Rediscovering El Pueblo
In 1959 the Colorado Historical Society (now History Colorado) opened the El Pueblo History Museum, which included a full-scale replica of El Pueblo, in an old airplane hangar near the city’s Municipal Airport. At the time, the exact location of the original El Pueblo had been a subject of debate for decades. The question was complicated by the movements of the Arkansas River, whose course through downtown Pueblo had shifted about one-quarter mile south since the mid-1800s.
In the 1980s, students at the University of Southern Colorado started a project to determine the site of El Pueblo. An 1873 photo showing the remains of the adobe trading post helped them settle on a possible location under the Fariss Hotel, which was built in the early 1880s on Union Avenue south of First Street. In 1989 University of Southern Colorado anthropology professor William G. Buckles initiated a survey of the Fariss Hotel’s basement. The work yielded promising evidence, so in 1991 the city tore down the Fariss Hotel to allow for more extensive archaeological excavations. Buckles and his team discovered signs of the El Pueblo structure, as well as hundreds of related artifacts such as trade goods, rifle balls, and stone tools.
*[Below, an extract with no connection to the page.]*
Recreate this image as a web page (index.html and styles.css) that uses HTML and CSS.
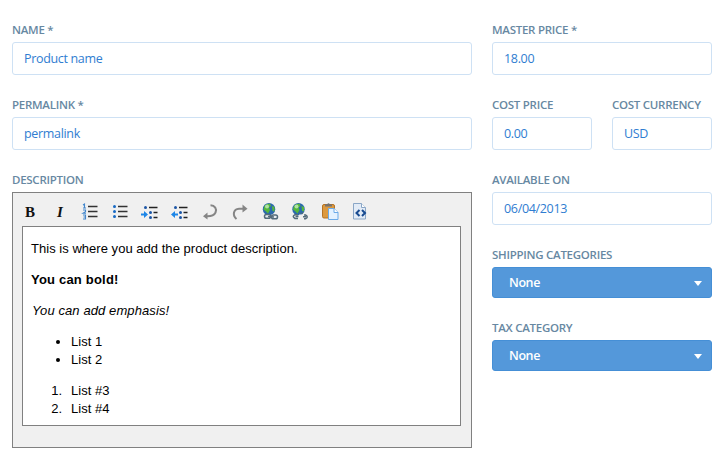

The excavation helped spark a revival of downtown Pueblo. The city and the Colorado Historical Society worked on a plan to bring the El Pueblo History Museum closer to the rediscovered El Pueblo site, and in 1992 the museum moved to a building on the same block. In 1996 the rediscovered El Pueblo site was listed on the National Register of Historic Places.
At the same time, Pueblo was developing the Historic Arkansas Riverwalk for its downtown area and included a new El Pueblo museum complex in the master plan. With the help of a gift from the David and Lucile Packard Foundation, the museum complex went forward and was completed in 2003. The complex occupies the block where El Pueblo was discovered and includes the El Pueblo History Museum, the William G. Buckles Archaeology Pavilion at the excavation site, and a reconstruction that resembles the original trading post.